How The Films of Eric Rohmer Made Me Feel Like I Haven’t Been Doing My Job…

Posted in Blog, Movies, Retrospective, Theatrical by - July 31, 2016
How The Films of Eric Rohmer Made Me Feel Like I Haven’t Been Doing My Job…

When you get floored by the work of an unequivocal master of cinema, it’s hard to come up with the words.

For the first time in 20 years, the screens of our city of Toronto has been screening the work of a cinematic master that I have to admit…I didn’t know a damn thing about.

Dangerous Liaisons: The Films of Eric Rohmer is currently running at the TIFF Bell Lightbox until August 28th and has been delighting audiences eager to take this man’s work in either for the very first time, or in hopes of revisiting some old favorites.

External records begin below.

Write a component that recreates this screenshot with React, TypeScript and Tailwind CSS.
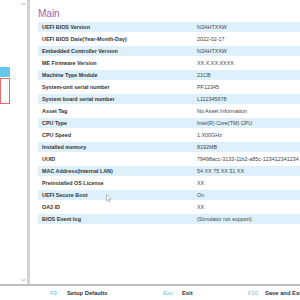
const rows: [string, string][] = [
  ["UEFI BIOS Version", "N3AHTXXW"],
  ["UEFI BIOS Date(Year-Month-Day)", "2022-02-17"],
  ["Embedded Controller Version", "N3AHTXXW"],
  ["ME Firmware Version", "XX.X.XX.XXXX"],
  ["Machine Type Module", "21CB"],
  ["System-unit serial number", "PF12345"],
  ["System board serial number", "L112345678"],
  ["Asset Tag", "No Asset Information"],
  ["CPU Type", "Intel(R) Core(TM) CPU"],
  ["CPU Speed", "1.X00GHz"],
  ["Installed memory", "8192MB"],
  ["UUID", "79498acc-3133-11b2-a85c-123412341234"],
  ["MAC Address(Internal LAN)", "54 XX 75 XX 31 XX"],
  ["Preinstalled OS License", "XX"],
  ["UEFI Secure Boot", "On"],
  ["OA3 ID", "XX"],
  ["BIOS Event log", "(Simulator not support)"],
];

function Chevron({ down }: { down?: boolean }) {
  return (
    <svg width="5" height="4" viewBox="0 0 5 4" className="block">
      <path
        d={down ? "M0.5 1 L2.5 3 L4.5 1" : "M0.5 3 L2.5 1 L4.5 3"}
        fill="none"
        stroke="#9a9a9a"
        strokeWidth="0.8"
      />
    </svg>
  );
}

export default function App() {
  return (
    <div className="relative flex h-[300px] w-[300px] flex-col overflow-hidden bg-white font-['Liberation_Sans',Arial,sans-serif]">
      <div className="flex h-[284px]">
        {/* left menu */}
        <div className="flex w-[27px] flex-col">
          <div className="flex justify-end pr-[1px] pt-[2px]">
            <Chevron />
          </div>
          <div className="mt-[61px] h-[10px] w-[10px] bg-[#66c8e8]" />
          <div className="mt-[1px] h-[26px] w-[10px] border border-[#ef6b6b] bg-white" />
          <div className="flex-1" />
          <div className="flex justify-end pb-[2px] pr-[1px]">
            <Chevron down />
          </div>
        </div>
        <div className="w-[3px] bg-[#d2d2d2]" />

        {/* main panel */}
        <div className="min-w-0 flex-1 pl-[8px] pt-[8px]">
          <div className="mb-[2px] h-[12px] text-[10px] font-medium leading-[12px] text-[#8a66bd]">
            Main
          </div>
          {rows.map(([label, value], i) => (
            <div key={label} className="h-[12px] pb-[2px]">
              <div
                className={
                  "flex h-[10px] items-center whitespace-nowrap text-[5.4px] " +
                  (i % 2 === 0 ? "bg-[#ddf0fb]" : "bg-white")
                }
              >
                <span className="w-[159px] shrink-0 pl-[4px] font-bold text-[#333]">
                  {label}
                </span>
                <span className="text-[#444]">{value}</span>
              </div>
            </div>
          ))}
        </div>
      </div>

      <div className="h-[2px] bg-[#bdbdbd]" />

      <div className="flex flex-1 items-center whitespace-nowrap pl-[50px] text-[5.8px]">
        <div className="flex w-[113px] shrink-0">
          <span className="w-[17px] text-[#5cc5e8]">F9</span>
          <span className="font-bold text-[#333]">Setup Defaults</span>
        </div>
        <div className="flex w-[85px] shrink-0">
          <span className="w-[19px] text-[#5cc5e8]">Esc</span>
          <span className="font-bold text-[#333]">Exit</span>
        </div>
        <div className="flex shrink-0">
          <span className="w-[17px] text-[#5cc5e8]">F10</span>
          <span className="font-bold text-[#333]">Save and Exit</span>
        </div>
      </div>

      {/* mouse pointer */}
      <svg
        width="6"
        height="9"
        viewBox="0 0 6 9"
        className="absolute left-[106px] top-[194px]"
      >
        <path
          d="M0.5 0.5 L0.5 7 L2 5.6 L3.2 8.2 L4 7.8 L2.9 5.3 L5 5.3 Z"
          fill="#fff"
          stroke="#9a9a9a"
          strokeWidth="0.6"
        />
      </svg>
    </div>
  );
}
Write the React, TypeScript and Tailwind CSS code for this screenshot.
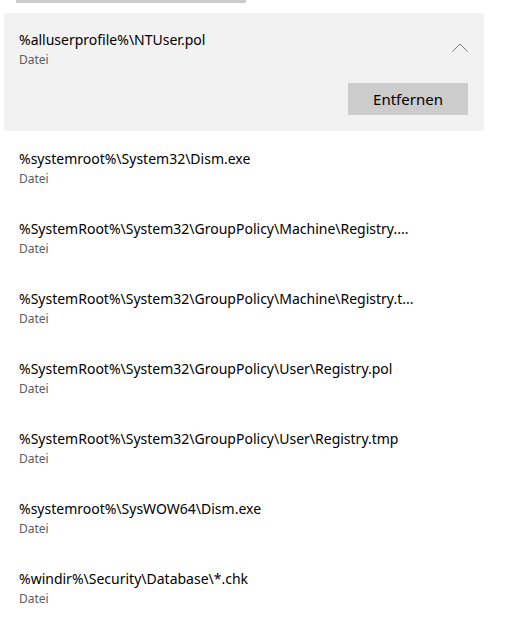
import { useState } from "react";

type Entry = {
  path: string;
};

const entries: Entry[] = [
  { path: "%systemroot%\\System32\\Dism.exe" },
  { path: "%SystemRoot%\\System32\\GroupPolicy\\Machine\\Registry...." },
  { path: "%SystemRoot%\\System32\\GroupPolicy\\Machine\\Registry.t..." },
  { path: "%SystemRoot%\\System32\\GroupPolicy\\User\\Registry.pol" },
  { path: "%SystemRoot%\\System32\\GroupPolicy\\User\\Registry.tmp" },
  { path: "%systemroot%\\SysWOW64\\Dism.exe" },
  { path: "%windir%\\Security\\Database\\*.chk" },
];

function ChevronUp() {
  return (
    <svg width="16" height="9" viewBox="0 0 16 9" fill="none">
      <path d="M0.5 8.5 L8 1 L15.5 8.5" stroke="#7a7a7a" strokeWidth="1" />
    </svg>
  );
}

function EntryText({ path }: { path: string }) {
  return (
    <div className="flex flex-col gap-[2px]">
      <span className="text-[14px] leading-[20px] text-black whitespace-nowrap">
        {path}
      </span>
      <span className="text-[12px] leading-[16px] text-[#5c5c5c]">Datei</span>
    </div>
  );
}

export default function App() {
  const [open, setOpen] = useState(true);

  return (
    <div
      className="w-[508px] h-[619px] overflow-hidden bg-white"
      style={{ fontFamily: '"Noto Sans", "Open Sans", sans-serif' }}
    >
      <div className="ml-4 w-[230px] h-[3px] bg-[#cccccc]" />

      <div className="mt-[10px] ml-1 w-[480px] bg-[#f2f2f2] pt-[17px] pb-4 pl-[15px] pr-4">
        <div className="flex items-start justify-between">
          <EntryText path="%alluserprofile%\NTUser.pol" />
          <button
            type="button"
            className="mt-[13px]"
            onClick={() => setOpen(!open)}
          >
            <ChevronUp />
          </button>
        </div>
        <div className="flex justify-end mt-[15px]">
          <button
            type="button"
            className="w-[120px] h-[32px] bg-[#cccccc] text-[15px] text-black"
          >
            Entfernen
          </button>
        </div>
      </div>

      <div className="flex flex-col">
        {entries.map((entry) => (
          <div key={entry.path} className="h-[70px] pt-[18px] pl-[19px]">
            <EntryText path={entry.path} />
          </div>
        ))}
      </div>
    </div>
  );
}
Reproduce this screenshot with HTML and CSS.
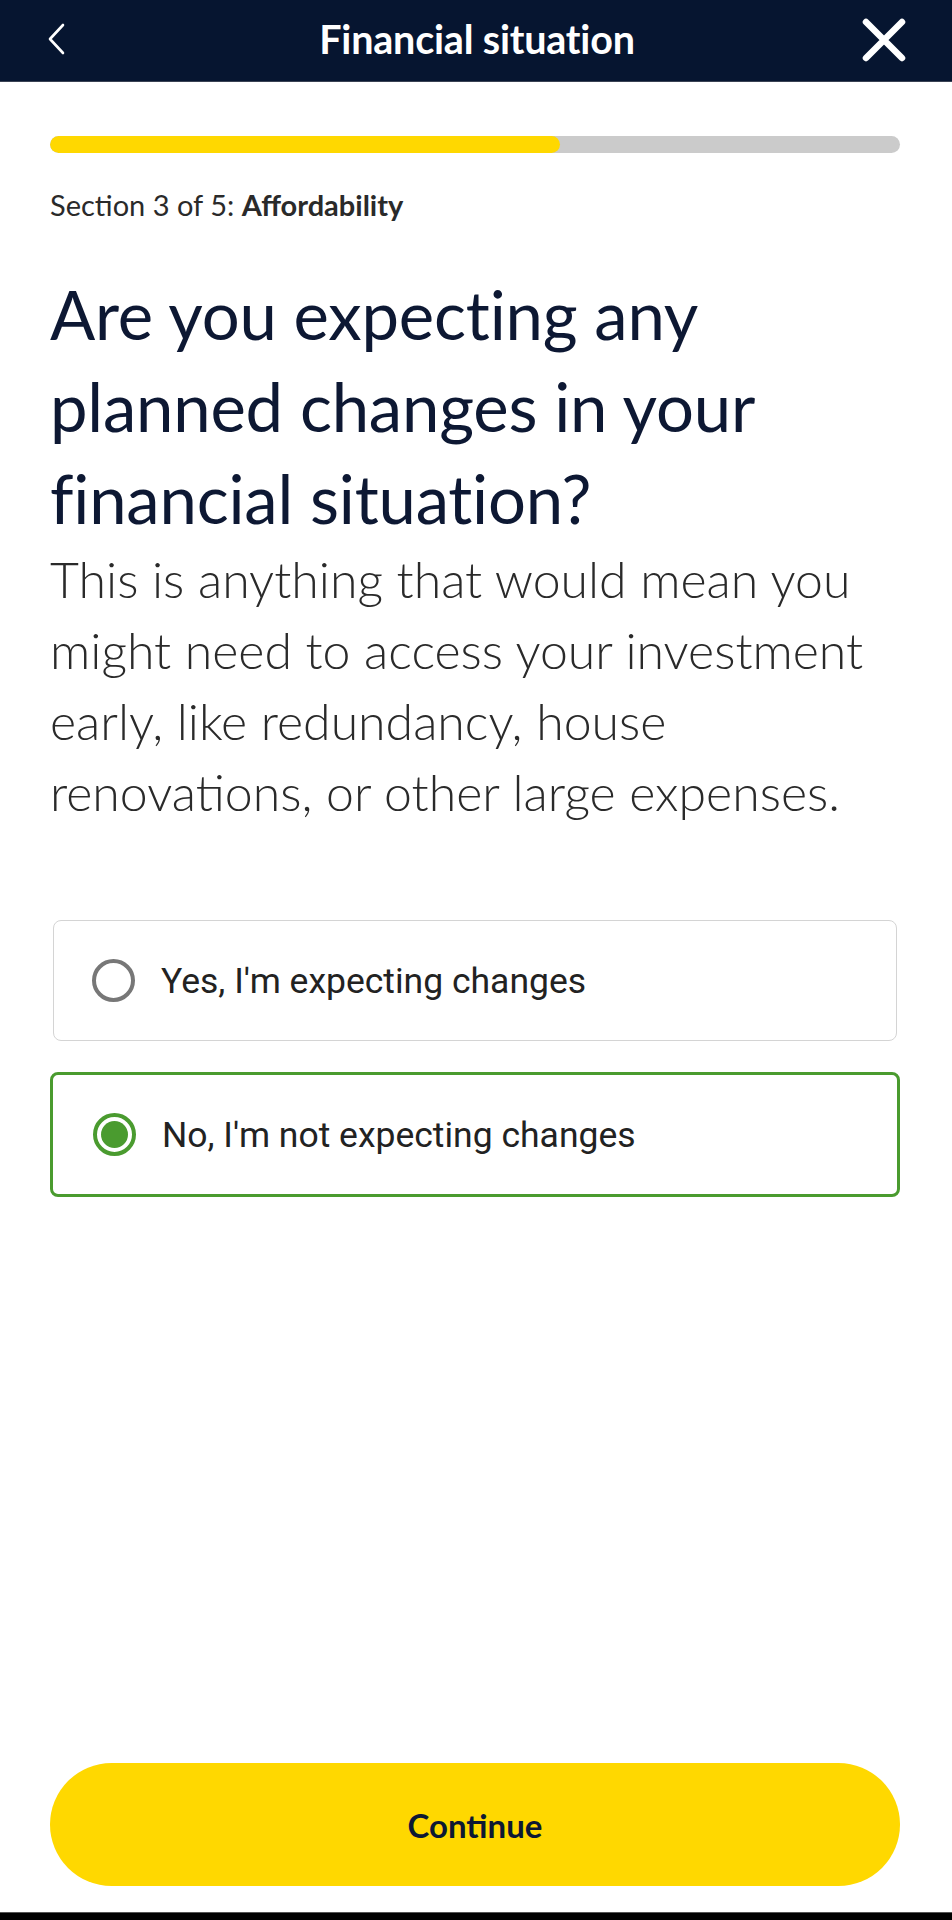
FILE: index.html
```html
<!DOCTYPE html>
<html lang="en">
<head>
<meta charset="utf-8">
<title>Financial situation</title>
<link rel="stylesheet" href="styles.css">
</head>
<body>
<div class="screen">
  <header class="topbar">
    <button class="icon-btn back" aria-label="Back">
      <svg width="20" height="32" viewBox="0 0 20 32"><path d="M15 2 L2 16 L15 30" fill="none" stroke="#fff" stroke-width="2.6" stroke-linecap="round" stroke-linejoin="round"/></svg>
    </button>
    <h1 class="title">Financial situation</h1>
    <button class="icon-btn close" aria-label="Close">
      <svg width="44" height="44" viewBox="0 0 44 44"><path d="M4 4 L40 40 M40 4 L4 40" fill="none" stroke="#fff" stroke-width="6.5" stroke-linecap="round"/></svg>
    </button>
  </header>
  <main class="content">
    <div class="progress"><div class="progress-fill" style="width:60%"></div></div>
    <p class="section">Section 3 of 5: <strong>Affordability</strong></p>
    <h2 class="question">Are you expecting any planned changes in your financial situation?</h2>
    <p class="hint">This is anything that would mean you might need to access your investment early, like redundancy, house renovations, or other large expenses.</p>
    <div class="options">
      <label class="option">
        <span class="radio"></span>
        <span class="option-text">Yes, I'm expecting changes</span>
      </label>
      <label class="option selected">
        <span class="radio"></span>
        <span class="option-text">No, I'm not expecting changes</span>
      </label>
    </div>
  </main>
  <footer class="footer">
    <button class="continue">Continue</button>
  </footer>
  <div class="navbar"></div>
</div>
</body>
</html>
```

FILE: styles.css
```css
html, body {
  margin: 0;
  padding: 0;
  background: #fff;
}
.screen {
  width: 952px;
  height: 1920px;
  display: flex;
  flex-direction: column;
  font-family: "Lato", "Open Sans", sans-serif;
}
.topbar {
  height: 82px;
  background: #061530;
  display: grid;
  grid-template-columns: 1fr auto 1fr;
  align-items: center;
  padding: 0 46px 0 48px;
  box-sizing: border-box;
  border-bottom: 1px solid #3a4254;
}
.icon-btn {
  background: none;
  border: 0;
  padding: 0;
  display: flex;
  align-items: center;
  justify-content: center;
}
.back { width: 20px; height: 32px; margin-top: -4px; justify-self: start; }
.close { width: 44px; height: 44px; margin-top: -2px; justify-self: end; }
.title {
  margin: 0;
  color: #fff;
  font-size: 39.5px;
  font-weight: 700;
  letter-spacing: -0.2px;
  margin-top: -4px;
}
.content {
  padding: 0 52px 0 50px;
  display: flex;
  flex-direction: column;
  flex: 1;
}
.progress {
  margin-top: 54px;
  height: 17px;
  border-radius: 9px;
  background: #cbcbcb;
  overflow: hidden;
}
.progress-fill {
  height: 100%;
  background: #ffd800;
  border-radius: 9px;
}
.section {
  margin: 35px 0 0;
  font-size: 29px;
  line-height: 34px;
  color: #2a2a2a;
}
.section strong { font-weight: 700; }
.question {
  margin: 46px 0 0;
  font-size: 67px;
  line-height: 92px;
  font-weight: 400;
  color: #0d1833;
  letter-spacing: -0.2px;
}
.hint {
  margin: 0;
  font-size: 50px;
  line-height: 71px;
  font-weight: 300;
  color: #2a2a2a;
}
.options {
  margin-top: 92px;
  display: flex;
  flex-direction: column;
  gap: 31px;
}
.option {
  display: flex;
  align-items: center;
  gap: 26px;
  height: 121px;
  margin: 0 3px;
  padding: 0 38px;
  box-sizing: border-box;
  border: 1.5px solid #d4d4d4;
  border-radius: 8px;
}
.option.selected {
  height: 125px;
  margin: 0;
  padding: 0 38px 0 40px;
  border: 3px solid #4a9b2f;
}
.radio {
  width: 43px;
  height: 43px;
  box-sizing: border-box;
  border: 4px solid #777;
  border-radius: 50%;
  flex: none;
  position: relative;
}
.selected .radio {
  border-color: #4a9b2f;
}
.selected .radio::after {
  content: "";
  position: absolute;
  left: 4px;
  top: 4px;
  width: 27px;
  height: 27px;
  border-radius: 50%;
  background: #4a9b2f;
}
.option-text {
  font-family: "Roboto", sans-serif;
  font-size: 35.5px;
  color: #222;
}
.footer {
  padding: 0 52px 26px 50px;
}
.continue {
  width: 100%;
  height: 123px;
  border: 0;
  border-radius: 62px;
  background: #ffd800;
  color: #0d1833;
  font-family: "Lato", sans-serif;
  font-size: 33px;
  font-weight: 700;
}
.navbar {
  height: 7px;
  background: #000;
  border-top: 1px solid #555;
}
```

As a film critic with a modicum of self-respect I always do try to get myself into situations to see films that I have never seen before.  I just don’t feel like I am doing my job if I don’t try to get myself out to as many things as I can so I can truly see the whole picture that the global cinematic landscape is trying to give me.  However this time out, I felt something that I had never felt before when finally settling in for my first Eric Rohmer experience which was Ma Nuit Chez Maud where we get the story of a young catholic engineer (Jean Louis Trintignant) who is tested with a crisis of both faith and passion as he finds himself torn between a young idyllic blonde who anyone in their right mind would want to marry and a vivacious raven haired divorcee who is alluring in ways that he had never thought possible.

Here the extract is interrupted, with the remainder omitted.